Defining Vague Terms


The two most perplexing and vaguely defined terms Spilka has thrown at me so far are “The Rhetoric of Technology” and “Digital Literacy”. I read the author’s 5-page description of the rhetoric of technology, but still didn’t quite grasp it because she focused on separating it from “The Rhetoric of Science” instead. From what I understood she defined it more in terms of its practical application in organizations and society when dealing with specific situations.

In my opinion, the rhetoric of technology is pretty much technical writing. I think it could be a description of a particular piece of technology, how to use a certain technology, or thoroughly understanding the purpose and all the potential a certain technology has. I believe the heart of rhetoric lies in the author’s ability to effectively plant their thoughts and beliefs within their audience’s minds so naturally they don’t realize it. So I would say the rhetoric of technology encompasses the same in the realm of technology.

Spilka defined “Digital Literacy” more in terms of “ professionals knowing not just how to do things with technology but also why and when action needs to take place… One must have not only an ability to use new media technologies, but also a critical self-awareness that questions why and explores purposes digital communication technologies serve in culture”. I found this definition intriguing because most Americans in my age group (I’m 25) have an advanced understanding of digital and media technologies, however most of us never questioned it’s purposes and roles in culture. We use it as a constant tool for communicating with friends and trivial entertainment never considering anything greater. It’s strange to wonder how Instagram, Whisper, Tango and Tumble have a greater role in society and what their true potentials might be.

Thinking long and hard, I suppose these apps and means of communication would be excellent tools for politicians and lawmakers to reach our demographic as statistics have shown that younger Americans are the least likely to vote. I could also see public service announcements going out through this medium and being more effective than the radio or television as we use our phones and these apps more. What ideas can you all come up with?

Posted on October 2, 2014, in Uncategorized. Bookmark the permalink. 2 Comments.

  1. I just went to the Pew Internet and American Life project website to see what their recent reports about millennials/digital natives have found and came across this one: Social Media and the ‘Spiral of Silence’

    It’s interesting that even though, as you say, “these apps and means of communication would be excellent tools for politicians and lawmakers to reach our demographic,” it doesn’t seem like it inspires as much dialogue as we may have thought.

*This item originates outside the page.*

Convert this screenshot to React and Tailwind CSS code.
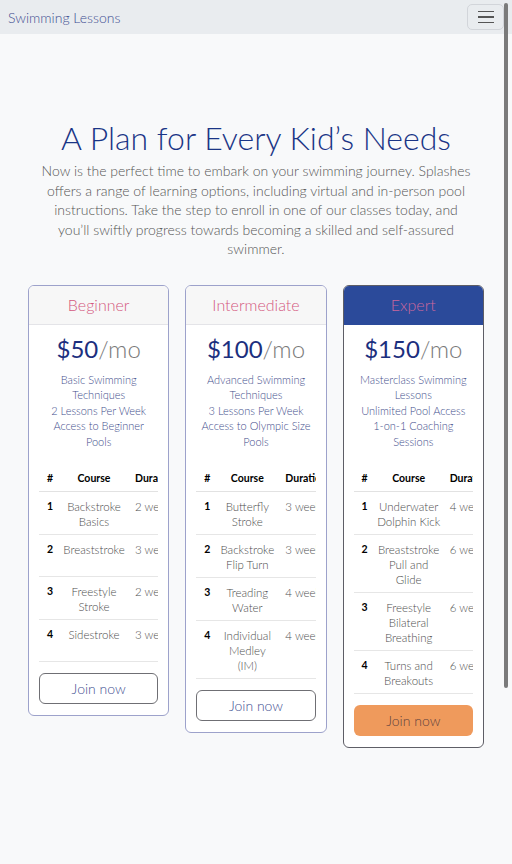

If cyberliteracy as a definition is reduced to speed and reach, is that a good thing? Or do we want a web that is open and dialogic?

  2. The rhetoric of blogging about the rhetoric of technology….

    I am very results-oriented so I personally don’t see the point in taking up hours of time, keystrokes, and pages talking about the “rhetoric” of things.

    I took the rhetoric class and, just when I thought I had a grasp on what rhetoric really was… I realized that I still didn’t have much of a clue what I had been talking about all semester.